Россия для Америки – вакуум, порождающий виртуальные частицы

Американский профессор Михаил Эпштейн на «полевых исследованиях» в России

 

Известный философ и культуролог, профессор американского университета Эмори (штат Атланта), лауреат премии «Либерти» Михаил Эпштейн приехал в Россию. Он читал лекции в Институте русского языка и на философском факультете МГУ, проводил семинары с молодыми российскими и американскими писателями в Питере, в Москве и Подмосковье, заключал договоры с издателями. Современная литература лишь один из аспектов его многогранной деятельности.

 

- Успеваете читать современную литературу?

- Последнее, что я прочитал в романическом жанре это «Священную книгу оборотня» Виктора Пелевина и «Солнце сияло» Анатолия Курчаткина. Прочитал на одном дыхании. Вообще для меня читаемость вещи – важнейший ее признак. Если вещь не читается, я ее и не читаю, не насилую себя. В общем, я читаю сейчас мало, в основном, перечитываю. Все-таки возраст, когда хочется воспринимать глубину текстов. В том числе, перечитываю свои собственные, прежде чем отдать их типографии или интернету.

- У вас в последнее время вышло в России несколько книг?
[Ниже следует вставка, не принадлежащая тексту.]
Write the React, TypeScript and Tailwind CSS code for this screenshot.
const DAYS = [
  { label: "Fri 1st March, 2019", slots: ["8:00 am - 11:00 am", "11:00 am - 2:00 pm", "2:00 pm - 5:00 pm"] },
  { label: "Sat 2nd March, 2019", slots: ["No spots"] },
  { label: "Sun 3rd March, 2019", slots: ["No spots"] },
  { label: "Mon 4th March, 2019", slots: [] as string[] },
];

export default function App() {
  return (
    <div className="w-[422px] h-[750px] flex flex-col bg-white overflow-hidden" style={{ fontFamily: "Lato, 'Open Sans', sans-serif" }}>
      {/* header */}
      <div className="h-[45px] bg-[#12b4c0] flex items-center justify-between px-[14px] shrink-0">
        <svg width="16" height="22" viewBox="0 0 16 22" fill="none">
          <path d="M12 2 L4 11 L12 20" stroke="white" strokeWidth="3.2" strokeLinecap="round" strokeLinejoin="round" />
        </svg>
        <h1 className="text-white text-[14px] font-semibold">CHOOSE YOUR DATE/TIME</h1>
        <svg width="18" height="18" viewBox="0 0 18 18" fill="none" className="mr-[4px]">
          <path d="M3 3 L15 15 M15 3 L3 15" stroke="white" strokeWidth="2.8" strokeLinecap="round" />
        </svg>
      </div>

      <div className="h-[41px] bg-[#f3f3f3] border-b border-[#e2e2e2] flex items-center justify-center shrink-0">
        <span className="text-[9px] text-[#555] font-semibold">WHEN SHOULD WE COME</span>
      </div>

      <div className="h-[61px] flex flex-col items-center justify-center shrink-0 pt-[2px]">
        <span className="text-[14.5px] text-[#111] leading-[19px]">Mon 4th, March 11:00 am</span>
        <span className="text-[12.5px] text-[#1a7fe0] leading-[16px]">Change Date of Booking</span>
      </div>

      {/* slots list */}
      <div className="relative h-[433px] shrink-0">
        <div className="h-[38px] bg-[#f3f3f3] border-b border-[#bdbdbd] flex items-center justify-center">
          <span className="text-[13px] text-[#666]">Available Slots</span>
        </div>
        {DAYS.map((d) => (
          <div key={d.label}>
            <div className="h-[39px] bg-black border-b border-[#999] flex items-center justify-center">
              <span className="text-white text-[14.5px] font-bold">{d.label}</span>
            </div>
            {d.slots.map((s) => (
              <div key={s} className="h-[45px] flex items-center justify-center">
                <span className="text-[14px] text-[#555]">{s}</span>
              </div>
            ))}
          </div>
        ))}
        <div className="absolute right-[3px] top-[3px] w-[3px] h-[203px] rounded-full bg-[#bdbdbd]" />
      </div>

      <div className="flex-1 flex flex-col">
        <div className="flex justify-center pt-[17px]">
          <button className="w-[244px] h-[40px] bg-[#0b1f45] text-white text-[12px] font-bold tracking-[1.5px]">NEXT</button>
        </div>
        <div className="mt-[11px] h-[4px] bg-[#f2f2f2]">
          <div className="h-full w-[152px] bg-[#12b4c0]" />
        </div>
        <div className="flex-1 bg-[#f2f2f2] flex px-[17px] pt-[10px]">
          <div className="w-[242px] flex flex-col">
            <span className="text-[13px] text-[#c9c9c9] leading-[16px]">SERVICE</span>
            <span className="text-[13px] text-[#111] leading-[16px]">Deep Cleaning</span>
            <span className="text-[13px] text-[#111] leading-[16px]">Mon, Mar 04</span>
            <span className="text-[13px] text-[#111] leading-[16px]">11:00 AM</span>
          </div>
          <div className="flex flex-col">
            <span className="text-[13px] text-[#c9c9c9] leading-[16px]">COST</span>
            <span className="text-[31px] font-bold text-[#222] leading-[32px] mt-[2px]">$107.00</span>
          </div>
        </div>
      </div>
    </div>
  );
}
- За последние восемь месяцев – пять книг. Конечно, они писались не один год, а на протяжении всей сознательной жизни, то есть 25-30 лет. Самая теоретическая из них это, наверное, «Знак пробела» в «Новом литературном обозрении». Книга о будущем гуманитарных наук, попытка понять, что же придет на смену всяческим «пост» - постструктурализму, постмодернизму, постистории? Какие новые интеллектуальные движения формируются в начале XXI века, которые определят гуманитарное самосознание человечества. Вообще, выживет ли оно в качестве биовида или окончательно перейдет в техновид?
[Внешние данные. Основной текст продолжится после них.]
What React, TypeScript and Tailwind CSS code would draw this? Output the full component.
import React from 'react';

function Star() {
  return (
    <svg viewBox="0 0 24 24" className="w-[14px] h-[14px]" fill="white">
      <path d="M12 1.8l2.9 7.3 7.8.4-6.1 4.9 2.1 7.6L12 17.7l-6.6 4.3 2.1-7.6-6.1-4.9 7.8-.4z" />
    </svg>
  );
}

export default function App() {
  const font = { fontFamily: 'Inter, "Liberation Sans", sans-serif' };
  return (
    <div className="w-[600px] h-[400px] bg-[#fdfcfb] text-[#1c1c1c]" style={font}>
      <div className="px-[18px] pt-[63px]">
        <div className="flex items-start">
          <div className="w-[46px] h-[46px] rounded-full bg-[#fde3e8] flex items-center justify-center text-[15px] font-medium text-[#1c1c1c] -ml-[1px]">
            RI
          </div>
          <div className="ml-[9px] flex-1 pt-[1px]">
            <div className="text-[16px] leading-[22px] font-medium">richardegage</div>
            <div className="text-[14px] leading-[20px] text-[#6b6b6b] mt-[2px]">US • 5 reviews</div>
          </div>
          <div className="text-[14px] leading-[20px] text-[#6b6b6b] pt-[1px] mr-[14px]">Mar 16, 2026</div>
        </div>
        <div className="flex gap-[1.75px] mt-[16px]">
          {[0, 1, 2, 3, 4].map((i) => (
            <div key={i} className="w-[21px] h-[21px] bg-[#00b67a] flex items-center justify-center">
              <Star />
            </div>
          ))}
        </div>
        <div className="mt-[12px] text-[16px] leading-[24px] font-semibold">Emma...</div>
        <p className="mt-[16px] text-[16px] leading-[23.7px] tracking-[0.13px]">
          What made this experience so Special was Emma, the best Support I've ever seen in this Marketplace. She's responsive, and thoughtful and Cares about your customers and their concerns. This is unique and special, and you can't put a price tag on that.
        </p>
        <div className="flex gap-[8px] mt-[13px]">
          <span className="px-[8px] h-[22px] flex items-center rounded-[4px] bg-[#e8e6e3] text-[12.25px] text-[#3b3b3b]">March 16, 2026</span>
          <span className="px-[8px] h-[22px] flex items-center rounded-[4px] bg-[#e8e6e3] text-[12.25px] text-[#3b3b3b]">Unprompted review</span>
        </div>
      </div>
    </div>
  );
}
- Я помню, как в 1980-х годах, еще перед эмиграцией, вы основали в Москве «Клуб эссеистов»?

- Да, некоторым итогом этой стороны моей деятельности стал двухтомник «Все эссе», вышедший в издательстве «У-Фактория». Первый том называется «В России», второй – «Из Америки». Вышли они достаточно большим тиражом в 10 тысяч экземпляров. Туда вошло около 170 эссе, которые, по сути, представляют собой энциклопедию в эссеистическом жанре. Энциклопедию жизни на двух континентах и пересечения всяческих границ – между двумя культурами, между сакральным и профанным, между историей и географией, между символикой и телом. Вселенная может быть трактована в жанре романа, в жанре драмы, а может – в жанре эссе, как некой совокупности общего взгляда на мир. Сюда же вошли несколько эссе об эссе, как об универсальном жанре, перешагивающем границы других жанров.

- Вы так перешагиваете все границы, что в Самаре, я слышал, затеяно издание вашего 20-томника?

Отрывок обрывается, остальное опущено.